In our solution, the three values (yaw, pitch, and roll) are pseudorandomly drawn using the Mulberry32 PRNG that is seeded with a value generated from the domainHash which ensures deterministic behaviour for the given website, e.g. producing same values on different tabs.

Future improvements could also introduce movements where JShelter would change the orientation over time.

A rotation matrix is calculated and stored within the global orient variable from the values obtained. All our wrappers that need access to the device's orientation load it from this variable.

AmbientLightSensor

An ambient light sensor is a photodetector that senses the amount of ambient light present. The motivation for integrating electronic devices is mostly to dim the screen accordingly and protect users' eyes. In the Generic Sensor API, the sensor is implemented using the AmbientLightSensor class provides readings of the illuminance of the device's environment. The unit of the illuminance values is lux.

Fingerprinting with AmbientLightSensor

While the light sensors in devices may protect users' eyes, they do not protect their privacy. As the illuminance value describes the light conditions of the nearby physical surrounding of the device, an observer can use the illuminance together with other sensors' readings to create a unique fingerprint. Using readings from the AmbientLightSensor, it is possible to scan the nearby environment. For instance, behavioral analysis can reveal information about the time of day that the user usually works, preferred lighting conditions, frequency of movement around different places, etc. By applying the inverse square law, one can also compute the distance between the device and another light-emitting object: d = sqrt(L / 4 * π * B) where L is luminosity that is roughly constant for a light source, and B is brightness obtained from the sensor readings.

It is also possible to detect the position of the user's fingers by analyzing the shadows the cast. An example that presents a serious danger is PIN Skimming. In this case, a malicious website or application exploits the sensor readings to detect PINs for applications that make bank transactions, etc. Spreitzer et al. Using a linear discriminant analysis with a training set of 15 PINs, each repeated eight times, it was possible to classify more than 90 % of device PINs correctly. The chance of correctly guessing the right PIN from the set of 15 is only 6.7 %. If the user watches TV and a light sensor-equipped smartphone or smartwatch is nearby, it can identify concrete TV channels and on-demand videos.

Multiple devices allow conducting cross-device tracking. For instance, when someone uses a phone and a tablet in the same room, a website with access to their light sensors can compare the values to distinguish whether the same person uses two separate devices. The sensor can also be used for cross-device communication where one device emits light by displaying content on its screen and the other reads the message through the sensor-measured illuminance values.

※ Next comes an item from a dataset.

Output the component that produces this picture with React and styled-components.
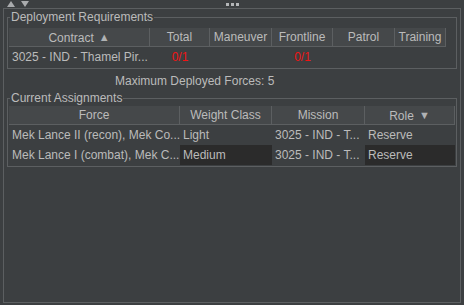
import styled, { createGlobalStyle } from "styled-components";

const GlobalStyle = createGlobalStyle`
  body {
    margin: 0;
    background: #3c3f41;
    font-family: "Liberation Sans", Arial, sans-serif;
    font-size: 12px;
    color: #bbbbbb;
  }
`;

const Frame = styled.div`
  width: 464px;
  height: 305px;
  background: #3c3f41;
  display: flex;
  flex-direction: column;
  overflow: hidden;
`;

const Divider = styled.div`
  height: 8px;
  display: grid;
  grid-template-columns: 1fr auto 1fr;
  align-items: center;
`;

const Arrows = styled.div`
  display: flex;
  gap: 6px;
  padding-left: 7px;
  svg {
    display: block;
  }
`;

const Dots = styled.div`
  display: flex;
  gap: 2px;
  padding-left: 1px;
  span {
    width: 3px;
    height: 3px;
    background: #b4b6b8;
  }
`;

const Outer = styled.div`
  flex: 1;
  margin: 0 3px 2px 3px;
  border: 1px solid #5c5f61;
  padding: 1px 3px 0 3px;
  display: flex;
  flex-direction: column;
`;

const Group = styled.fieldset`
  margin: 0;
  padding: ${(p) => p.$top}px 1px 1px 1px;
  border: 1px solid #5c5f61;
  min-width: 0;
`;

const Legend = styled.legend`
  margin-left: 1px;
  padding: 0 1px;
  line-height: 14px;
  color: #bbbbbb;
`;

const Table = styled.div`
  width: ${(p) => p.$width}px;
  display: grid;
  grid-template-columns: ${(p) => p.$cols};
`;

const HeadCell = styled.div`
  height: 19px;
  line-height: 19px;
  background: #45484a;
  border-right: 1px solid #5c5f61;
  border-bottom: 1px solid #5c5f61;
  box-sizing: border-box;
  text-align: center;
  white-space: nowrap;
  overflow: hidden;
  color: #bbbbbb;
`;

const SortMark = styled.span`
  font-size: 11px;
  margin-left: 5px;
  color: #b0b2b4;
  vertical-align: 1px;
`;

const Cell = styled.div`
  height: 20px;
  line-height: 20px;
  padding: 0 3px;
  white-space: nowrap;
  overflow: hidden;
  text-align: ${(p) => (p.$center ? "center" : "left")};
  color: ${(p) => (p.$red ? "#f01414" : "#bbbbbb")};
  background: ${(p) => (p.$dark ? "#2b2b2b" : "transparent")};
`;

const Summary = styled.div`
  height: 22px;
  line-height: 25px;
  padding-left: 108px;
`;

const reqCols = "141px 60px 62px 61px 62px 51px";
const asgCols = "171px 92px 93px 90px";

function Triangle({ down }) {
  return (
    <svg width="8" height="6" viewBox="0 0 8 6">
      <polygon
        points={down ? "0,0 8,0 4,6" : "0,6 8,6 4,0"}
        fill="#a9abad"
      />
    </svg>
  );
}

export default function App() {
  return (
    <Frame>
      <GlobalStyle />
      <Divider>
        <Arrows>
          <Triangle />
          <Triangle down />
        </Arrows>
        <Dots>
          <span />
          <span />
          <span />
        </Dots>
        <div />
      </Divider>
      <Outer>
        <Group $top={4}>
          <Legend>Deployment Requirements</Legend>
          <Table $width={437} $cols={reqCols}>
            <HeadCell>
              Contract<SortMark>▲</SortMark>
            </HeadCell>
            <HeadCell>Total</HeadCell>
            <HeadCell>Maneuver</HeadCell>
            <HeadCell>Frontline</HeadCell>
            <HeadCell>Patrol</HeadCell>
            <HeadCell>Training</HeadCell>
            <Cell>3025 - IND - Thamel Pir...</Cell>
            <Cell $center $red>0/1</Cell>
            <Cell />
            <Cell $center $red>0/1</Cell>
            <Cell />
            <Cell />
          </Table>
        </Group>
        <Summary>Maximum Deployed Forces: 5</Summary>
        <Group $top={1}>
          <Legend>Current Assignments</Legend>
          <Table $width={446} $cols={asgCols}>
            <HeadCell>Force</HeadCell>
            <HeadCell>Weight Class</HeadCell>
            <HeadCell>Mission</HeadCell>
            <HeadCell>
              Role<SortMark>▼</SortMark>
            </HeadCell>
            <Cell>Mek Lance II (recon), Mek Co...</Cell>
            <Cell>Light</Cell>
            <Cell>3025 - IND - T...</Cell>
            <Cell>Reserve</Cell>
            <Cell>Mek Lance I (combat), Mek C...</Cell>
            <Cell $dark>Medium</Cell>
            <Cell>3025 - IND - T...</Cell>
            <Cell $dark>Reserve</Cell>
          </Table>
        </Group>
      </Outer>
    </Frame>
  );
}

Wrapping the AmbientLightSensor readings

To eliminate possible exploitation of sensor readings, we decided to generate fake readings instead of modifying existing ones. On examined stationary devices inside an office, the illuminance measured was between 500 and 900, depending on the concrete position's light conditions. All measured values were rounded to the nearest 50 illuminance value. The wrapper simulates the same behaviour under non-changing light conditions. In the beginning, a pseudorandom illuminance value is drawn using PRNG seeded with the domain hash - which should guarantee to produce the same values on multiple browser tabs on the same domain. As we simulate a stationary device under constant light conditions, this value remains the same for all readings. The faked value is returned using a wrapped illuminance getter of the AmbientLightSensor.prototype.

Accelerometer

Accelerometers provide information about the device's acceleration - i.e., the rate of change of its velocity. The Generic Sensor API provides access to the readings using three classes: the Accelerometer sensor, the LinearAccelerationSensor, and the GravitySensor. All use data from the underlying accelerometer device sensor. The difference between them is whether and how the gravity acceleration is applied. The Accelerometer sensor provides information about the total acceleration that is applied to the device. The remaining two isolate the sources. The LinearAccelerationSensor ignores the influence of gravity. The GravitySensor returns just the gravity acceleration.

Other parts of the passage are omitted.